Clause 115 enables the court to order a sale under
a trust for sale in relation to any jointly owned property forfeited under the
Bill. An order can be made if the court considers that the sale of the property
is the most practical way for the public trustee to obtain a reasonable price
for the forfeited property, or the sale is just and equitable in all the
circumstances. The court may permit a joint owner of the property to buy the
property, but without such a direction the purchase will not be
permitted.
The court is required to appoint trustees for the sale under
clause 116 . The role of the trustees is to hold the property under a
trust pending its sale, and to pay the balance of the proceeds of the sale (less
any expenses and costs relating to the sale) to the court.
Under
clause 117, the joint ownership of the property ends when the property
vests in the trustee for sale under the court order for the sale of the
property. This means that the legal interest of the joint owners in the
property is terminated by the creation of the trust for sale.
Clause
118 explains how the proceeds of the sale are to be distributed by the
court. The general principle is that the net proceeds of the sale are payable
to the Territory, but the court can order payment of part or all of the sale
proceeds to any innocent former joint owners of the property. Such an order may
only be made if:
• the innocent joint owner was not a party to the
offence
• that person's interest was not under the effective control of
the offender
• for property that was acquired from the offender, the
property was acquired honestly and for sufficient consideration, and the
innocent joint owner took reasonable care to establish that the property could
be lawfully acquired.
Clause 119 allows the court to vary an order
for sale. This power includes a power to vary any associated court directions
about the property, its sale or the proceeds of the sale.
Division 9.5
contains provisions dealing with the return of forfeited property and the
payment of compensation for forfeited property, where forfeiture action or
forfeiture orders are set aside (for example, because the person is cleared of
an offence).
Clause 120 defines the term "return or compensation
order".
Clause 121 allows a person who held an interest in
forfeited property to apply for a return or compensation order, in certain
circumstances:
• where a person is cleared of the offence on which the
forfeiture was based
• where a forfeiture order is overturned an
appeal.
If either of these circumstances apply, the court can make a
return or compensation order under clause 122. Depending on whether the
forfeited interest has already been sold or disposed of, the court can either
order the return of the forfeited property or the payment of its
value.
Division 9.6 contains provisions allowing a person to buy
back a forfeited interest. In order to ensure that offenders are not permitted
to regain property used to commit crimes, buyback orders must be made by a
court.
Clause 123 defines the term "buyback
order".
Clause 124 allows a person who held an interest in
forfeited property to apply for a buyback order. An application must be made
within 14 days of the forfeiture of the property, or the date the person became
aware the property was forfeited.
Under clause 125, the court can
make a buyback order if the property is still vested in the Territory and the
buyback order would not be contrary to the public interest. Where the buyback
order would apply to a different interest in the property to that previously
held by the applicant, the buyback order can be made only if the person who
previously held that interest does not object.
Clause 126
requires the Territory to transfer the interest to the applicant under the
buyback order within one month of the applicant paying the relevant sum to the
Territory.
PART 10 CONFISCATED ASSETS TRUST FUND
This
part of the Bill contains provisions dealing with the establishment and
operation of the confiscated assets trust fund. It also provides for the
Territory to participate with other jurisdictions in the equitable sharing
program. Its provisions are substantially based on Part 3 of the ACT
POCA.
Clauses 127 and 128 explain key terms used in part
10, including the concept of "equitable sharing program". This program is a
mechanism whereby those jurisdictions that cooperate in confiscation proceedings
can share the value of any recovered property and assets.
Clause 129
provides for the establishment of the confiscated assets trust fund.
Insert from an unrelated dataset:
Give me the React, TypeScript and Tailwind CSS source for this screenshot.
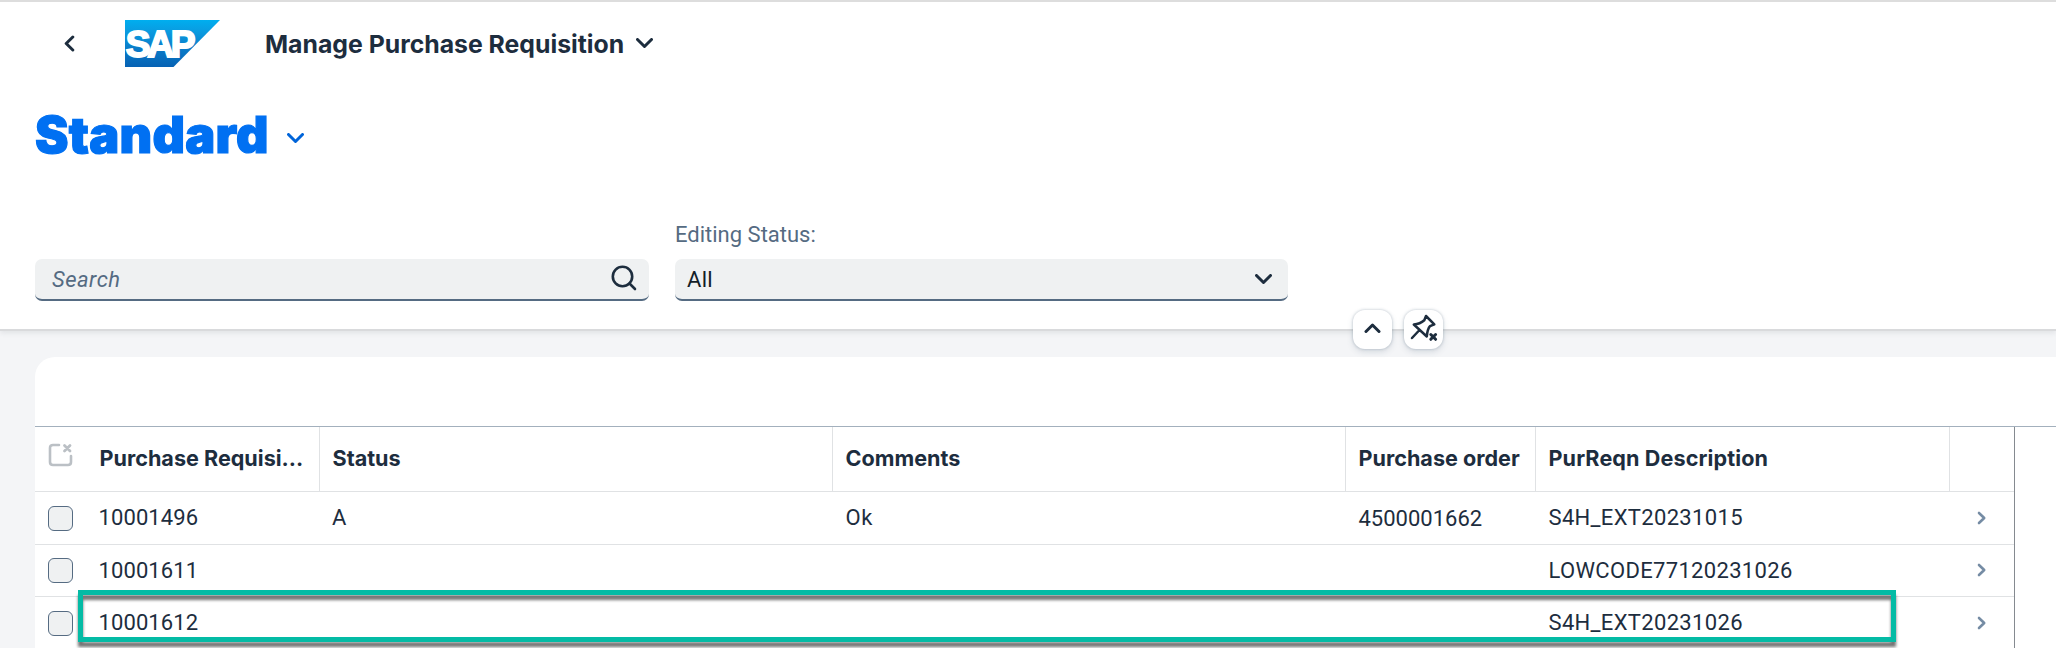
const requisitions = [
  { id: "10001496", status: "A", comments: "Ok", order: "4500001662", description: "S4H_EXT20231015" },
  { id: "10001611", status: "", comments: "", order: "", description: "LOWCODE77120231026" },
  { id: "10001612", status: "", comments: "", order: "", description: "S4H_EXT20231026" },
];

const columns = "grid grid-cols-[52px_233px_513px_513px_190px_414px_64px]";

function Chevron({ className, d = "M1.5 1.5 8.5 8.5 15.5 1.5" }: { className: string; d?: string }) {
  return (
    <svg className={className} width="17" height="10" viewBox="0 0 17 10" fill="none" stroke="currentColor" strokeWidth="3" strokeLinecap="round" strokeLinejoin="round">
      <path d={d} />
    </svg>
  );
}

function SapLogo() {
  return (
    <svg width="95" height="47" viewBox="0 0 95 47" className="ml-[50px] shrink-0">
      <defs>
        <linearGradient id="sap" x1="0" y1="0" x2="0" y2="1">
          <stop offset="0" stopColor="#00aeef" />
          <stop offset="0.25" stopColor="#0a9be0" />
          <stop offset="0.6" stopColor="#0a7cc9" />
          <stop offset="1" stopColor="#0662b4" />
        </linearGradient>
      </defs>
      <path d="M0 0H95L48.5 47H0Z" fill="url(#sap)" />
      <text x="0.8" y="36.8" fill="#fff" stroke="#fff" strokeWidth="2" fontSize="37" fontWeight="700" fontFamily="'Liberation Sans', sans-serif" letterSpacing="-3.2">
        SAP
      </text>
    </svg>
  );
}

function ShellBar() {
  return (
    <div className="flex h-[64px] items-center border-t-2 border-[#dddddd] text-[#1d2d3e]">
      <svg width="11" height="17" viewBox="0 0 11 17" fill="none" stroke="currentColor" strokeWidth="3" strokeLinecap="round" strokeLinejoin="round" className="mt-[21px] ml-[64px]">
        <path d="M8.8 2 2.2 8.5 8.8 15" />
      </svg>
      <div className="mt-[21px] flex">
        <SapLogo />
      </div>
      <h1 className="mt-[21px] ml-[45px] font-['Inter'] text-[24.8px] leading-[32px] font-bold whitespace-nowrap">Manage Purchase Requisition</h1>
      <Chevron className="mt-[20px] ml-[12px]" />
    </div>
  );
}

function Filters() {
  return (
    <div className="flex items-end pl-[35px]">
      <div className="flex h-[42px] w-[614px] items-center justify-between rounded-[7px] border-b-2 border-[#556b82] bg-[#eff1f2] pr-[12px] pl-[17px]">
        <span className="text-[22px] tracking-[0.5px] text-[#556b82] italic">Search</span>
        <svg width="26" height="26" viewBox="0 0 26 26" fill="none" stroke="#1d2d3e" strokeWidth="2.6" strokeLinecap="round" className="mb-[3px]">
          <circle cx="11.5" cy="11.5" r="9.7" />
          <path d="M18.5 18.5 24 24" />
        </svg>
      </div>
      <div className="ml-[26px] flex flex-col">
        <label className="mb-[11px] text-[22px] leading-[26px] text-[#556b82]">Editing Status:</label>
        <div className="flex h-[42px] w-[613px] items-center justify-between rounded-[7px] border-b-2 border-[#556b82] bg-[#eff1f2] pr-[16px] pl-[12px]">
          <span className="text-[22px] tracking-[0.3px] text-[#131e29]">All</span>
          <Chevron className="text-[#1d2d3e]" />
        </div>
      </div>
    </div>
  );
}

function HeaderActions() {
  const button = "flex size-[39px] items-center justify-center rounded-[12px] bg-white shadow-[0_0_2px_1px_rgba(85,107,130,0.18),0_3px_6px_rgba(85,107,130,0.18)]";
  return (
    <div className="absolute top-[310px] left-[1353px] flex gap-[12px] text-[#1d2d3e]">
      <div className={button}>
        <Chevron className="mb-[3px]" d="M2 8.5 8.5 2 15 8.5" />
      </div>
      <div className={button}>
        <svg width="28" height="28" viewBox="0 0 28 28" fill="none" stroke="currentColor" strokeWidth="2.5" strokeLinecap="round" strokeLinejoin="round" className="mb-[3px]">
          <path d="M16 2 24.3 10.3 20 12.2Q17.5 15 16.8 22.5L3.8 10.5Q10 10 14.3 6.2ZM9.5 16 2 24" />
          <path d="M20.8 20.5 25.6 25.3M25.6 20.5 20.8 25.3" strokeWidth="3" />
        </svg>
      </div>
    </div>
  );
}

function Table() {
  const head = "border-r border-[#e0e2e4] pt-[17px] pl-[12.5px] font-['Inter'] text-[21.6px] leading-[28px] font-bold whitespace-nowrap";
  return (
    <div className="h-[222px] border-t border-[#a3b0bd] text-[#1d2d3e]">
      <div className="h-full w-[1980px] border-r border-[#858a90]">
        <div className={`${columns} h-[65px] border-b border-[#e0e2e4]`}>
          <div className="pt-[16px] pl-[13px]">
            <svg width="25" height="24" viewBox="0 0 25 24" fill="none" stroke="#bbc0c5" strokeWidth="2.6" strokeLinecap="round" strokeLinejoin="round">
              <path d="M11 2H5Q2 2 2 5V19Q2 22 5 22H20Q23 22 23 19V13" />
              <path d="M16.5 2.5 22 8M22 2.5 16.5 8" strokeWidth="2.8" />
            </svg>
          </div>
          <div className={head}>Purchase Requisi...</div>
          <div className={head}>Status</div>
          <div className={head}>Comments</div>
          <div className={head}>Purchase order</div>
          <div className={`${head} tracking-[0.1px]`}>PurReqn Description</div>
        </div>
        {requisitions.map((row, i) => (
          <div key={row.id} className={`${columns} ${i === 0 ? "h-[53px]" : "h-[52px]"} items-center border-b border-[#e0e2e4] text-[22px] leading-[26px] last:border-b-0`}>
            <div className="ml-[13px] size-[25px] rounded-[6px] border border-[#556b82] bg-[#eff1f2]" />
            <span className="pl-[11.5px] tracking-[0.1px]">{row.id}</span>
            <span className="pl-[12px]">{row.status}</span>
            <span className="pl-[12.5px] tracking-[0.5px]">{row.comments}</span>
            <span className="pt-[2px] pl-[12.5px]">{row.order}</span>
            <span className="pl-[12.5px] tracking-[0.33px]">{row.description}</span>
            <svg width="10" height="14" viewBox="0 0 10 14" fill="none" stroke="#758ca4" strokeWidth="2.6" strokeLinecap="round" strokeLinejoin="round" className="mb-px ml-[27px]">
              <path d="M2 2 7.2 7 2 12" />
            </svg>
          </div>
        ))}
      </div>
    </div>
  );
}

export default function App() {
  return (
    <div className="relative flex h-[648px] w-[2056px] flex-col overflow-hidden bg-[#f4f5f7] font-['Roboto',sans-serif]">
      <header className="flex h-[331px] shrink-0 flex-col border-b-2 border-[#d9dadc] bg-white shadow-[0_2px_5px_rgba(60,70,80,0.1)]">
        <ShellBar />
        <div className="mt-[36px] flex h-[70px] items-center pl-[35px] text-[#0070f2]">
          <h2 className="font-['Inter'] text-[50.3px] leading-[60px] font-black tracking-[0.25px] [-webkit-text-stroke:1.2px_#0070f2]">Standard</h2>
          <Chevron className="mt-[5px] ml-[18px] text-[#0064d9]" />
        </div>
        <div className="mt-[52px]">
          <Filters />
        </div>
      </header>
      <main className="mt-[26px] ml-[35px] h-[291px] shrink-0 rounded-tl-[20px] bg-white pt-[69px]">
        <Table />
      </main>
      <HeaderActions />
      <div className="absolute top-[590px] left-[78px] h-[52px] w-[1818px] border-[5px] border-[#04bba5] drop-shadow-[0_5px_1.5px_rgba(0,0,0,0.55)]" />
    </div>
  );
}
Clause 130 explains which amounts must be paid into the trust
fund. None of the property confiscated under the Bill is paid into consolidated
revenue, it is all paid into the trust fund. The amounts paid into the trust
fund include:
• income from the administration of restrained
property
• any forfeited property that is money
• income
earned from forfeited property
• money from the sale of forfeited
property
• payments for forfeited property that has been bought back
under a buyback order
• proceeds from the enforcement of interstate
orders
• proceeds from the sale of items forfeited under section 250 of
the Crimes Act 1900
• payments received under the equitable
sharing program.
Clauses 131 to 132 explain the purposes of
the trust fund, and set out how payments may be made from the fund. Among other
matters, reserved funds can be used to cover the costs of the public trustee in
relation to its functions under the Bill. The distributable funds can be used
for a variety of purposes, as set out in clause 131,
including:
• law enforcement
• criminal justice
activities
• crime prevention
• assistance to victims of
crime
• prevention of drug abuse
• rehabilitation of drug
users.
These purposes ensure that the proceeds of crime recovered under
the Bill can be used productively to address the impact of crime on the
community, to prevent future crime and to assist in the rehabilitation of
persons who may be involved in committing crime because of drug abuse problems.
Clause 134 requires the public trustee to review the trust fund
at least once every six months. The purpose of the six-monthly review is
to determine whether there are enough reserved funds to cover all the payments
that must be made within the next six months. If the reserved funds are
not enough, the public trustee can make a written declaration to convert
distributable funds into reserved funds. If the reserved funds exceed expected
requirements, the public trustee can declare the surplus to be distributable
funds.
PART 11 INTERSTATE ORDERS
This part explains
how confiscation orders from other jurisdictions can be enforced in the
Territory. The concept of "corresponding law order" is explained in the
dictionary at the back of the Bill. It encompasses a range of orders, notices,
declarations and other forms of authorisation made under an enactment of another
jurisdiction declared to be a corresponding law by the
regulations.
Clause 135 explains when a corresponding law order is
taken to "authenticated". Authentication is necessary if a corresponding law
order is to be registered in the ACT.
Clause 136 provides for the
registration in ACT courts of interstate restraining orders, interstate
forfeiture orders and interstate automatic forfeiture
decisions.
Clause 137 provides for interim registration of
corresponding law orders when an originating jurisdiction provides the ACT an
electronic copy of an order. This clause is included to facilitate prompt
registration where any ACT-based assets covered by a corresponding law order
need to be restrained immediately. Interim registration lasts for five days
only. Within this period, the originating jurisdiction must send the relevant
Territory court an authenticated copy of the order to be registered under
clause 136.
Clause 138 explains the effect of registration.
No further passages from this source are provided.